Scale what works. Add rules and rituals one at a time. Consider writing it down — a simple agreement covering limits, safe words, and expectations. (We have a whole BDSM contract guide for exactly that.)
Build slow. The couples with the deepest dynamics all started embarrassingly small — and the ones who rushed mostly aren't couples anymore.
Questions people actually ask
- What does a dom actually do in a relationship?
- Leads within negotiated limits: plans scenes, sets and enforces agreed rules, monitors the sub's physical and emotional state, and runs aftercare. The title comes with more homework than power — competence and responsibility are the actual job description.
- Is a dom/sub relationship healthy?
- It can be as healthy as any relationship — often healthier on communication, because nothing happens without negotiation. The line is consent: enthusiastic, informed, revocable. A dynamic someone can't safely pause or leave isn't D/s, it's abuse.
- What's the difference between a dom and a top?
- A top performs the action in a scene (ties, spanks, teases); a dom holds negotiated authority. You can top someone without any power exchange — a rigger at a rope class is topping, not domming. Dom describes the dynamic, top describes the verb.
- Who really has the power in a D/s relationship?
- The sub, structurally.
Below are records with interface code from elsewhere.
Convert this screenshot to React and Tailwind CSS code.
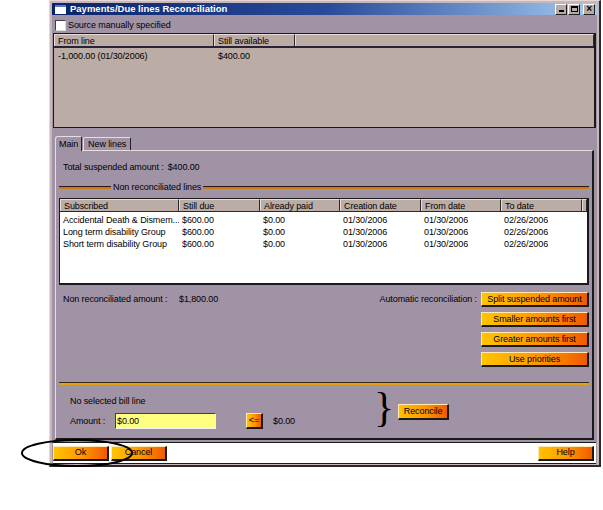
import React from "react";

const OrangeButton = ({ label, className = "" }) => (
  <button
    className={`flex items-center justify-center whitespace-nowrap bg-gradient-to-r from-[#ffc400] via-[#ff9a00] to-[#f05a00] border-t border-l border-[#ffe8b0] border-b-2 border-r-2 border-b-[#1a1a1a] border-r-[#1a1a1a] text-black text-[9px] tracking-[-0.1px] leading-none ${className}`}
  >
    {label}
  </button>
);

const HeaderCell = ({ label, width, last }) => (
  <div
    className={`h-full flex items-center pl-[3px] border-t border-l border-[#e8dcd8] border-r border-r-[#2a2a2a] whitespace-nowrap overflow-hidden ${
      last ? "flex-1" : ""
    }`}
    style={width ? { width } : undefined}
  >
    {label}
  </div>
);

const dueLines = [
  ["Accidental Death & Dismem...", "$600.00", "$0.00", "01/30/2006", "01/30/2006", "02/26/2006"],
  ["Long term disability Group", "$600.00", "$0.00", "01/30/2006", "01/30/2006", "02/26/2006"],
  ["Short term disability Group", "$600.00", "$0.00", "01/30/2006", "01/30/2006", "02/26/2006"],
];

const dueCols = [
  { label: "Subscribed", width: 119 },
  { label: "Still due", width: 81 },
  { label: "Already paid", width: 80 },
  { label: "Creation date", width: 81 },
  { label: "From date", width: 80 },
  { label: "To date", width: 81 },
];

const App = () => {
  return (
    <div className="relative w-[603px] h-[510px] bg-white font-['Liberation_Sans',Arial,sans-serif] text-[9px] tracking-[-0.1px] text-black leading-[12px]">
      <div className="ml-[49px] w-[552px] h-[467px] flex flex-col bg-[#c9b6b8] border-t border-l border-[#e6d8d8] border-r-2 border-b-2 border-r-[#2a2a2a] border-b-[#2a2a2a] p-[2px]">
        {/* title bar */}
        <div className="h-[16px] flex items-center bg-gradient-to-r from-[#0a246a] via-[#2a4a98] to-[#a6caf0] pl-[3px] pr-[2px]">
          <div className="w-[11px] h-[9px] bg-white border-t-2 border-[#5a7ad0] mr-[4px]" />
          <span className="text-white font-bold text-[9.5px] tracking-[0px]">
            Payments/Due lines Reconciliation
          </span>
          <div className="ml-auto flex gap-[1px]">
            <div className="w-[12px] h-[11px] bg-[#b8aaa8] border-t border-l border-white border-r border-b border-r-[#202020] border-b-[#202020] flex items-end justify-center pb-[2px]">
              <div className="w-[5px] h-[2px] bg-black" />
            </div>
            <div className="w-[12px] h-[11px] bg-[#b8aaa8] border-t border-l border-white border-r border-b border-r-[#202020] border-b-[#202020] flex items-center justify-center mr-[2px]">
              <div className="w-[7px] h-[6px] border border-black border-t-2" />
            </div>
            <div className="w-[12px] h-[11px] bg-[#b8aaa8] border-t border-l border-white border-r border-b border-r-[#202020] border-b-[#202020] flex items-center justify-center text-[10px] font-bold leading-none">
              ×
            </div>
          </div>
        </div>

        {/* body */}
        <div className="flex-1 flex flex-col bg-[#a093a5] px-[1px]">
          <div className="h-[18px] flex items-center pl-[2px] pt-[2px]">
            <div className="w-[11px] h-[11px] bg-white border border-[#404040] border-r-[#e0e0e0] border-b-[#e0e0e0] mr-[2px]" />
            <span>Source manually specified</span>
          </div>

          {/* top list */}
          <div className="h-[95px] bg-[#bbaca6] border border-[#1a1a1a] border-r-2">
            <div className="h-[14px] flex border-b-2 border-[#2a2238]">
              <HeaderCell label="From line" width={160} />
              <HeaderCell label="Still available" width={81} />
              <HeaderCell label="" last />
            </div>
            <div className="flex pt-[2px] h-[14px] items-center">
              <div className="w-[160px] pl-[4px]">-1,000.00 (01/30/2006)</div>
              <div className="w-[81px] pl-[4px]">$400.00</div>
            </div>
          </div>

          {/* tabs */}
          <div className="mt-[6px] flex items-end h-[16px] pl-[2px]">
            <div className="h-[15px] px-[3px] flex items-center bg-[#a093a5] border-t border-l border-[#e8dcdc] border-r border-r-[#202020] rounded-tl-[3px] rounded-tr-[2px] -mb-[1px] relative z-10">
              Main
            </div>
            <div className="h-[13px] px-[4px] flex items-center border-t border-l border-[#e8dcdc] border-r border-r-[#202020] rounded-t-[2px] ml-[1px]">
              New lines
            </div>
          </div>

          {/* tab panel */}
          <div className="h-[290px] ml-[2px] mr-[2px] border-t border-l border-[#e8dcdc] border-r-2 border-b-2 border-r-[#1a1a1a] border-b-[#1a1a1a] flex flex-col px-[3px]">
            <div className="mt-[10px] pl-[4px] h-[12px] flex">
              <span className="mr-[4px]">Total suspended amount :</span>
              <span>$400.00</span>
            </div>

            <div className="mt-[8px] h-[12px] flex items-center">
              <div className="w-[52px] h-[3px] border-t border-[#2a1a10] bg-[#c87a10]" />
              <span className="px-[2px]">Non reconciliated lines</span>
              <div className="flex-1 h-[3px] border-t border-[#2a1a10] bg-[#c87a10]" />
            </div>

            {/* due lines table */}
            <div className="mt-[5px] h-[87px] bg-white border border-[#1a1a1a] border-r-2 border-b-2">
              <div className="h-[13px] flex bg-[#bbaca6] border-b border-[#2a2a2a]">
                {dueCols.map((c) => (
                  <HeaderCell key={c.label} label={c.label} width={c.width} />
                ))}
                <HeaderCell label="" last />
              </div>
              <div className="pt-[2px]">
                {dueLines.map((row, i) => (
                  <div key={i} className="flex h-[12px] items-center">
                    {row.map((cell, j) => (
                      <div
                        key={j}
                        className="pl-[3px] whitespace-nowrap overflow-hidden"
                        style={{ width: dueCols[j].width }}
                      >
                        {cell}
                      </div>
                    ))}
                  </div>
                ))}
              </div>
            </div>

            {/* amounts + automatic reconciliation */}
            <div className="mt-[7px] flex">
              <div className="pl-[4px] flex h-[14px] items-center whitespace-nowrap">
                <span className="w-[116px]">Non reconciliated amount :</span>
                <span>$1,800.00</span>
              </div>
              <div className="ml-auto flex">
                <span className="h-[14px] flex items-center mr-[4px] whitespace-nowrap">
                  Automatic reconciliation :
                </span>
                <div className="flex flex-col gap-[5px]">
                  <OrangeButton label="Split suspended amount" className="w-[108px] h-[15px]" />
                  <OrangeButton label="Smaller amounts first" className="w-[108px] h-[15px]" />
                  <OrangeButton label="Greater amounts first" className="w-[108px] h-[15px]" />
                  <OrangeButton label="Use priorities" className="w-[108px] h-[15px]" />
                </div>
              </div>
            </div>

            <div className="mt-[15px] h-[3px] border-t border-[#3a2a18] bg-[#e0a010]" />

            {/* bill line */}
            <div className="flex">
              <div className="flex flex-col pl-[11px]">
                <div className="mt-[10px] h-[12px]">No selected bill line</div>
                <div className="mt-[6px] flex items-center h-[16px]">
                  <span className="w-[45px]">Amount :</span>
                  <div className="w-[101px] h-[16px] bg-[#ffff80] border-t border-l border-[#404040] border-r border-b border-r-[#f0f0f0] border-b-[#f0f0f0] pl-[1px] flex items-center">
                    $0.00
                  </div>
                  <OrangeButton label="<=" className="ml-[30px] w-[17px] h-[16px]" />
                  <span className="ml-[10px]">$0.00</span>
                </div>
              </div>
              <div className="ml-[79px] mt-[1px] h-[42px] flex items-center font-['Liberation_Serif',serif] text-[42px] leading-none">
                {"}"}
              </div>
              <div className="ml-[4px] mt-[19px]">
                <OrangeButton label="Reconcile" className="w-[51px] h-[16px]" />
              </div>
            </div>
          </div>

          {/* bottom strip */}
          <div className="mt-[2px] h-[22px] bg-white border-t border-[#1a1a1a] border-b border-b-[#1a1a1a] flex items-center">
            <OrangeButton label="Ok" className="w-[56px] h-[15px]" />
            <OrangeButton label="Cancel" className="ml-[2px] w-[56px] h-[15px]" />
            <OrangeButton label="Help" className="ml-auto mr-[2px] w-[56px] h-[15px]" />
          </div>
        </div>
      </div>

      {/* hand-drawn annotation around the Ok button */}
      <svg className="absolute left-0 top-0 pointer-events-none" width="603" height="510">
        <ellipse cx="77" cy="453" rx="55" ry="13" fill="none" stroke="#000" strokeWidth="2" />
      </svg>
    </div>
  );
};

export default App;
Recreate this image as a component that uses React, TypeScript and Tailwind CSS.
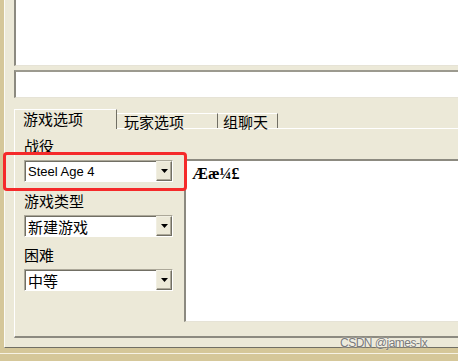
import { FunctionComponent } from "react";

type ComboProps = {
  value: string;
  latin?: boolean;
};

const Combo: FunctionComponent<ComboProps> = ({ value, latin = false }) => {
  return (
    <div className="flex h-[22px] w-[149px] border border-t-[#aca899] border-l-[#aca899] border-r-white border-b-white bg-white shadow-[inset_1px_1px_0_#716f64]">
      <div
        className={`flex flex-1 items-center pl-[3px] leading-none text-black ${
          latin
            ? "font-['Liberation_Sans',sans-serif] text-[13px]"
            : "font-['Noto_Sans_CJK_SC',sans-serif] text-[15px]"
        }`}
      >
        {value}
      </div>
      <div className="flex h-[20px] w-[16px] items-center justify-center border border-t-[#f1efe2] border-l-[#f1efe2] border-r-[#716f64] border-b-[#716f64] bg-[#ece9d8] shadow-[inset_-1px_-1px_0_#aca899]">
        <svg width="7" height="4" viewBox="0 0 7 4">
          <path d="M0 0h7L3.5 4z" fill="#000" />
        </svg>
      </div>
    </div>
  );
};

const Field: FunctionComponent<{ label: string; value: string; latin?: boolean; className?: string }> = ({
  label,
  value,
  latin,
  className = "",
}) => (
  <div className={`flex flex-col gap-[4px] ${className}`}>
    <div className="h-[20px] font-['Noto_Sans_CJK_SC',sans-serif] text-[15px] leading-[20px] text-black">
      {label}
    </div>
    <Combo value={value} latin={latin} />
  </div>
);

const App: FunctionComponent = () => {
  return (
    <div className="relative flex h-[361px] w-[458px] flex-col overflow-hidden bg-[#d5c799]">
      {/* dialog window */}
      <div className="ml-[4px] flex h-[348px] w-[520px] shrink-0 flex-col border-l border-b border-l-[#fbfaf5] border-b-[#716f64] bg-[#ece9d8] pl-[9px]">
        {/* chat log */}
        <div className="h-[66px] shrink-0 border-l-2 border-b border-l-[#8c8a80] border-b-[#e6e3d6] bg-white" />
        {/* chat input */}
        <div className="mt-[4px] h-[28px] shrink-0 border-t-2 border-l-2 border-b border-t-[#9c9a8f] border-l-[#8c8a80] border-b-[#e6e3d6] bg-white" />

        {/* tabs */}
        <div className="relative z-10 mt-[11px] flex h-[19px] shrink-0 items-start font-['Noto_Sans_CJK_SC',sans-serif] text-[15px] leading-[16px] text-black">
          <div className="h-[20px] w-[103px] border-t border-l border-r border-t-white border-l-white border-r-[#716f64] bg-[#ece9d8] pl-[8px] pt-[1px]">
            游戏选项
          </div>
          <div className="mt-[4px] h-[15px] w-[101px] whitespace-nowrap border-t border-r border-t-white border-r-[#716f64] pl-[7px]">
            玩家选项
          </div>
          <div className="mt-[4px] h-[15px] w-[60px] whitespace-nowrap border-t border-r border-t-white border-r-[#716f64] pl-[5px]">
            组聊天
          </div>
        </div>

        {/* tab panel */}
        <div className="flex h-[210px] shrink-0 border-t border-l border-b-2 border-t-white border-l-white border-b-[#8c8a80]">
          <div className="flex w-[169px] shrink-0 flex-col pl-[9px] pt-[7px]">
            <Field label="战役" value="Steel Age 4" latin />
            <Field label="游戏类型" value="新建游戏" className="mt-[9px]" />
            <Field label="困难" value="中等" className="mt-[8px]" />
          </div>
          <div className="mt-[30px] mb-[14px] flex-1 border-t-2 border-l-2 border-b border-t-[#8c8a80] border-l-[#8c8a80] border-b-[#e6e3d6] bg-white pl-[6px] pt-[4px]">
            <div className="font-['Liberation_Serif',serif] text-[16px] font-bold leading-[18px] text-black">
              Ææ¼£
            </div>
          </div>
        </div>
      </div>
      <div className="mt-[5px] h-px w-full shrink-0 bg-[#f6f2e4]" />

      {/* annotation */}
      <div className="absolute left-[3px] top-[152px] h-[39px] w-[184px] rounded-[4px] border-[3px] border-[#f52a2a]" />

      {/* watermark */}
      <div className="absolute left-[340px] top-[336px] font-['Liberation_Sans',sans-serif] text-[12px] leading-[15px] tracking-[-0.5px] text-[#7a7a7a] [text-shadow:0_0_2px_#ffffff]">
        CSDN @james-lx
      </div>
    </div>
  );
};

export default App;
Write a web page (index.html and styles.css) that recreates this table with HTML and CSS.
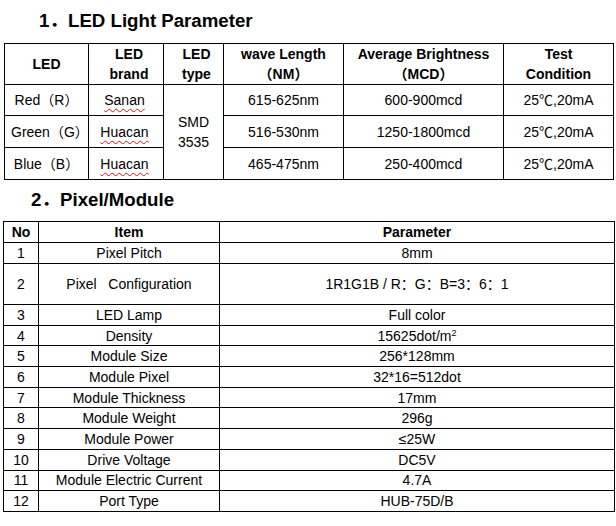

They set the limits, hold the safe word, and can end the dynamic at any moment. The dom exercises authority the sub delegated — real, but borrowed and revocable. That's why it's called power exchange, not power surrender.
- Can a dom/sub relationship be 24/7?
- Yes — experienced couples run lifestyle and total power exchange dynamics that don't clock out. But 24/7 is the deep end, built over years with heavy negotiation and explicit safeguards. Anyone offering it to a near-stranger is a red flag, not an opportunity.
- How do I tell my partner I want to try D/s?
- Directly, sober, outside the bedroom: 'I've been curious about dom/sub dynamics — want to read about it together?' Start with one small scene or one rule for a week, debrief honestly, and scale from there. Curiosity is an easier sell than a lifestyle pitch.